Bristlecone pines could possibly live over 5,000 years and are considered to be the oldest individual living plants in the world. Unique evolutionary survival strategies help them thrive in an area where little else grows. An adaptation known as “sectored architecture” allows the tree to have roots that feed the part of the tree directly above; so, if one root system dies, only that section above it dies. The rest of the tree continues to thrive. So, you may see bristlecone pines that have both a skeletal side and a healthy side. 

The Life and Death of Prometheus

In 1964, a geographer named Donald R. Currey was allowed to take core samples from various bristle pines growing under Wheeler Peak. Currey was originally searching for the age of glacial features these trees were growing on top of, but he discovered something more fascinating—a tree that he believed was over 4,000 years old. He could determine the patterns of both good and bad growing seasons, and due to the age, also read the climate data stored within the rings. The locals called this tree Prometheus. 

Unfortunately, Currey’s borer was too delicate to penetrate the tree, it’s said. Others share the rumor that Currey didn’t know how to core such a giant and needed a cross section of the tree to obtain such data. We do know Currey gained permission from the Forest Service to have the tree cut down, and sadly, all that remains of Prometheus is a stump. However, researchers counted 4,862 growth rings. Due to the harsh conditions the trees grow in, a growth ring doesn’t form every year; so, there could be more. Researchers estimated that Prometheus was 4,900 years old.

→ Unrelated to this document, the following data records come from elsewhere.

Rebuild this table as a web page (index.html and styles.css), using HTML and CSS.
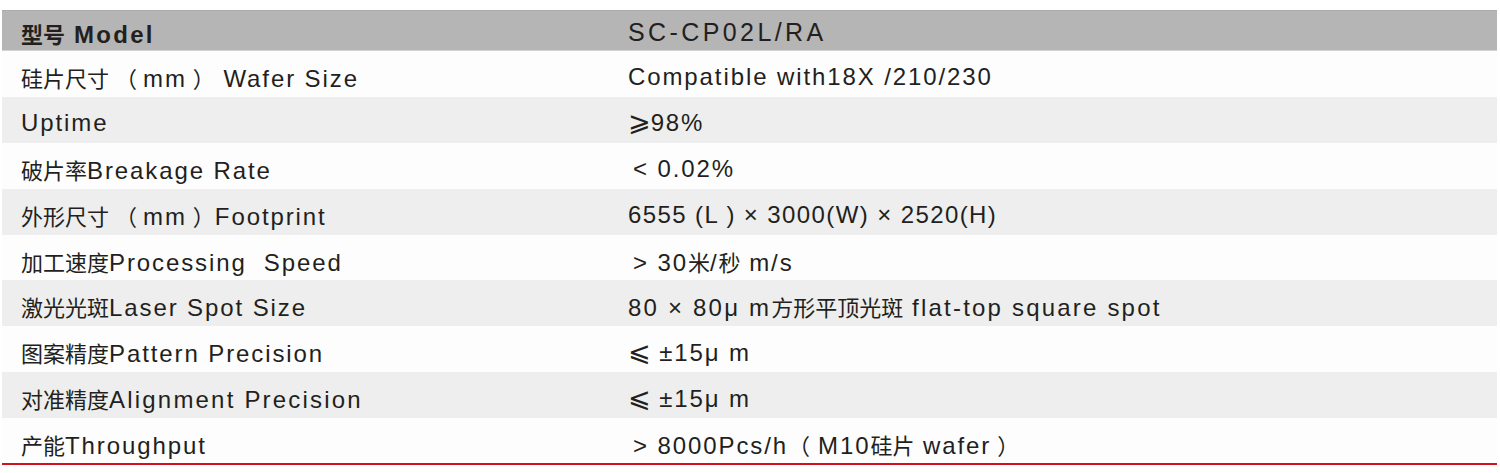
FILE: index.html
```html
<!DOCTYPE html>
<html lang="zh">
<head>
<meta charset="utf-8">
<link rel="stylesheet" href="styles.css">
</head>
<body>
<div class="spec">
  <div class="row head">
    <div class="label"><span class="zh">型号</span> Model</div>
    <div class="value">SC-CP02L/RA</div>
  </div>
  <div class="row">
    <div class="label"><span class="zh">硅片尺寸</span><span class="zh pl">（</span>mm<span class="zh pr">）</span> Wafer Size</div>
    <div class="value">Compatible with18X /210/230</div>
  </div>
  <div class="row alt">
    <div class="label">Uptime</div>
    <div class="value"><span class="sym">⩾</span>98%</div>
  </div>
  <div class="row">
    <div class="label"><span class="zh">破片率</span>Breakage Rate</div>
    <div class="value"><span class="lead">&lt;</span> 0.02%</div>
  </div>
  <div class="row alt">
    <div class="label"><span class="zh">外形尺寸</span><span class="zh pl">（</span>mm<span class="zh pr">）</span>Footprint</div>
    <div class="value tight">6555 (L ) × 3000(W) × 2520(H)</div>
  </div>
  <div class="row">
    <div class="label"><span class="zh">加工速度</span>Processing&nbsp; Speed</div>
    <div class="value"><span class="lead">&gt;</span> 30<span class="zh">米</span>/<span class="zh">秒</span> m/s</div>
  </div>
  <div class="row alt">
    <div class="label"><span class="zh">激光光斑</span>Laser Spot Size</div>
    <div class="value wide">80 × 80μ m<span class="zh">方形平顶光斑</span> flat-top square spot</div>
  </div>
  <div class="row">
    <div class="label"><span class="zh">图案精度</span>Pattern Precision</div>
    <div class="value"><span class="sym">⩽</span> ±15μ m</div>
  </div>
  <div class="row alt">
    <div class="label wide"><span class="zh">对准精度</span>Alignment Precision</div>
    <div class="value"><span class="sym">⩽</span> ±15μ m</div>
  </div>
  <div class="row last">
    <div class="label"><span class="zh">产能</span>Throughput</div>
    <div class="value"><span class="lead">&gt;</span> 8000Pcs/h<span class="zh pin">（</span>M10<span class="zh">硅片</span> wafer<span class="zh pr">）</span></div>
  </div>
</div>
</body>
</html>
```

FILE: styles.css
```css
html, body {
  margin: 0;
  padding: 0;
  background: #ffffff;
}

body {
  font-family: "Liberation Sans", "Noto Sans CJK SC", "DejaVu Sans", sans-serif;
  color: #231f20;
}

.spec {
  margin: 10px 3px 0 2px;
  width: 1495px;
}

.row {
  display: grid;
  grid-template-columns: 626px 1fr;
  align-items: center;
  height: 45.9px;
  box-sizing: border-box;
  background: #fdfdfd;
  font-size: 24px;
  letter-spacing: 1.9px;
  padding-top: 6px;
}

.row.alt {
  background: #edeeed;
}

.row.head {
  height: 41px;
  background: #b4b5b4;
  border-top: 1px solid #aaabaa;
  border-bottom: 1px solid #d2d3d2;
  padding-top: 4px;
}

.row.last {
  border-bottom: 2px solid #d3101f;
  height: 47px;
}

.label {
  padding-left: 19px;
  white-space: nowrap;
}

.head .label {
  font-weight: bold;
  font-size: 24px;
  letter-spacing: 2.3px;
}

.head .value {
  font-size: 25px;
  letter-spacing: 3.4px;
}

.value {
  white-space: nowrap;
}

.tight {
  letter-spacing: 1.4px;
}

.wide {
  letter-spacing: 2.2px;
}

.zh {
  font-family: "Noto Sans CJK SC", sans-serif;
  font-size: 22px;
  letter-spacing: 0;
}

.head .zh {
  font-size: 22px;
  letter-spacing: 0;
}

.pl {
  margin-left: 6px;
  margin-right: 6px;
}

.pr {
  margin-left: 6px;
}

.pin {
  margin-right: 8px;
}

.lead {
  display: inline-block;
  padding-left: 5px;
}

.sym {
  font-family: "DejaVu Sans", sans-serif;
  font-size: 27px;
  letter-spacing: 0;
  line-height: 1;
}
```
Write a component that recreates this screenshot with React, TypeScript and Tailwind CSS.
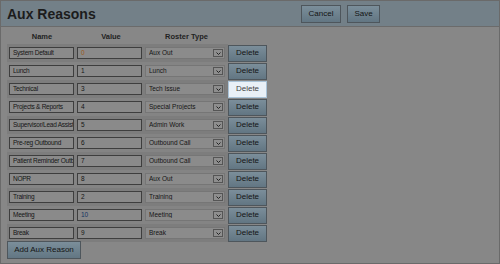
import type { ReactNode } from "react";

type Row = { name: string; value: string; roster: string; valueTone?: "orange" | "blue"; hot?: boolean };

const rows: Row[] = [
  { name: "System Default", value: "0", roster: "Aux Out", valueTone: "orange" },
  { name: "Lunch", value: "1", roster: "Lunch" },
  { name: "Technical", value: "3", roster: "Tech Issue", hot: true },
  { name: "Projects & Reports", value: "4", roster: "Special Projects" },
  { name: "Supervisor/Lead Assist", value: "5", roster: "Admin Work" },
  { name: "Pre-reg Outbound", value: "6", roster: "Outbound Call" },
  { name: "Patient Reminder Outbound", value: "7", roster: "Outbound Call" },
  { name: "NOPR", value: "8", roster: "Aux Out" },
  { name: "Training", value: "2", roster: "Training" },
  { name: "Meeting", value: "10", roster: "Meeting", valueTone: "blue" },
  { name: "Break", value: "9", roster: "Break" },
];

export default function App() {
  return (
    <div className="h-[264px] w-[500px] overflow-hidden border border-[#6a6a6a] bg-[#878787] font-['Liberation_Sans',Arial,sans-serif] text-[#151515]">
      <header className="flex h-[26px] items-center border-b border-[#6b6b6b] bg-[#738088] pl-[6px]">
        <h1 className="text-[14px] font-bold leading-none text-[#1c1c1c]">Aux Reasons</h1>
        <div className="ml-auto mr-[119px] flex gap-[6px]">
          <BlueButton className="h-[18px] w-[40px] text-[8px]">Cancel</BlueButton>
          <BlueButton className="h-[18px] w-[33px] text-[8px]">Save</BlueButton>
        </div>
      </header>

      <div className="flex flex-col items-start pl-[6px] pt-[4px]">
        <div className="flex h-[12px] items-center text-[7.5px] font-bold text-[#222]">
          <span className="w-[70px] text-center">Name</span>
          <span className="w-[68px] text-center">Value</span>
          <span className="w-[83px] text-center">Roster Type</span>
        </div>
        <div className="mt-[1px] flex flex-col">
          {rows.map((r, i) => (
            <div key={r.name} className="flex h-[18px] items-center">
              <div className={`flex h-full w-[221px] shrink-0 items-center gap-[3px] pl-[2px] ${i % 2 === 0 ? "bg-[#7d7d7d]" : "bg-[#848484]"}`}>
                <Field className="w-[65px] tracking-[-0.25px]">{r.name}</Field>
                <Field className={`w-[65px] ${r.valueTone === "orange" ? "text-[#9a5818]" : r.valueTone === "blue" ? "text-[#123462]" : ""}`}>{r.value}</Field>
                <div className="flex h-[12px] w-[80px] shrink-0 items-center border border-[#767676] bg-[#8b8b8b] pl-[3px] pr-[1px]">
                  <span className="min-w-0 flex-1 overflow-hidden whitespace-nowrap text-[6.5px] leading-none">{r.roster}</span>
                  <span className="flex h-[8px] w-[10px] shrink-0 items-center justify-center border border-[#555] bg-[#8e8e8e]">
                    <svg width="5" height="3" viewBox="0 0 5 3"><path d="M0.5 0.5 L2.5 2.5 L4.5 0.5" fill="none" stroke="#222" strokeWidth="1" /></svg>
                  </span>
                </div>
              </div>
              {r.hot ? (
                <button className="h-[17px] w-[39px] shrink-0 border border-[#a9c3d8] bg-[#e9f0f7] text-[8px] leading-none text-[#444]">Delete</button>
              ) : (
                <BlueButton className="h-[17px] w-[39px] shrink-0 text-[8px]">Delete</BlueButton>
              )}
            </div>
          ))}
        </div>
        <BlueButton className="mt-[-1px] block h-[18px] w-[74px] whitespace-nowrap text-[8px]">Add Aux Reason</BlueButton>
      </div>
    </div>
  );
}

function Field({ children, className = "" }: { children: ReactNode; className?: string }) {
  return (
    <div className={`h-[12px] shrink-0 overflow-hidden whitespace-nowrap border border-[#3e3e3e] bg-[#8a8a8a] pl-[3px] text-[6.5px] leading-[10px] ${className}`}>
      {children}
    </div>
  );
}

function BlueButton({ children, className = "" }: { children: ReactNode; className?: string }) {
  return (
    <button className={`border border-[#4e565c] bg-gradient-to-b from-[#7b8e9a] to-[#627683] leading-none text-[#141414] ${className}`}>
      {children}
    </button>
  );
}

Bristlecone Trees: Ancient Wisdom Protected

In 2012, in the White Mountains of California, an older bristlecone was found to be 5,065 years old. We do know there’s a solid chance that there are even older bristlecone trees, which are now federally protected

Greek legend notes that Prometheus was an immortal who brought fire to humans, symbolizing knowledge. Not only did Prometheus (the tree) teach us about carbon dating, but its survival story in such a harsh climate is a parallel to the adaptability and persistence of humans within their own individual stories.